Aucun de ces éléments ne transparaît dans la communication financière d'Atos. En guise de
mea culpa, la direction s'est contentée de reconnaître en interne une insuffisance de suivi des contrats ainsi qu'"
une mauvaise maîtrise sur certains projets" de l'entité Digital. En clair, la gestion des projets est aussi approximative que chez TFCo, présenté depuis un an comme le "boulet" d'Atos dont il fallait se débarrasser au plus vite, car il générait peu de cash. Reste à savoir si les mêmes causes produiront les mêmes effets dans le futur Eviden.
Le lourd héritage de la méthode Breton
Ces errements montrent que la dégringolade du groupe a bien démarré sous l'ère de
Thierry Breton. Nombre d'indicateurs (chiffre d'affaires, marge opérationnelle, trésorerie, etc.) ont commencé à plonger significativement sous son règne, et ce, à partir de 2018. L'ancien patron d'Atos a quitté ses fonctions fin 2019 pour rejoindre la
Commission européenne, mais les effets contre-productifs de sa méthode - nourrie des préconisations de
McKinsey - apparaissent au grand jour. Il s'agissait d'abord de décrocher coûte que coûte des contrats avec des clients de premier rang (EDF, CEA,
Safran,
Engie,
Naval Group…) quitte à compresser les marges. Puis, dans un second temps, de gérer (au mieux) leur rentabilité et de se rattraper en proposant des services additionnels.
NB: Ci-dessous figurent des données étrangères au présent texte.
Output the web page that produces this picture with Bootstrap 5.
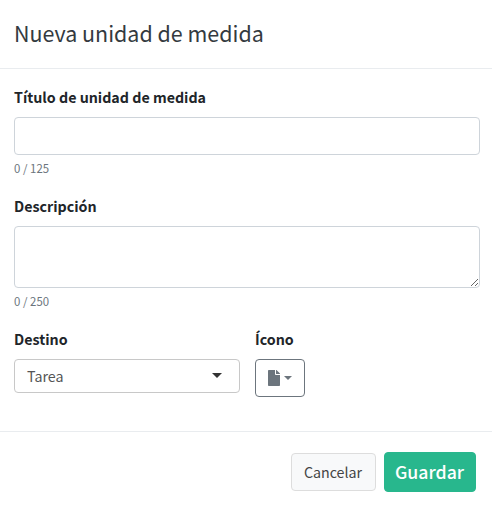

Au fil des années, ces dérapages en série sont devenus fatals. Pour la première fois, en 2018, le groupe a été plombé par une trésorerie négative colossale de -2,8 milliards d'euros (et -1,7 milliard d'euros en 2019). L'ex-PDG d'Atos suit d'ailleurs ce dossier comme le lait sur le feu depuis Bruxelles, inquiet de voir son étoile d'ex-homme d'affaires visionnaire se ternir mois après mois auprès du Tout-Paris.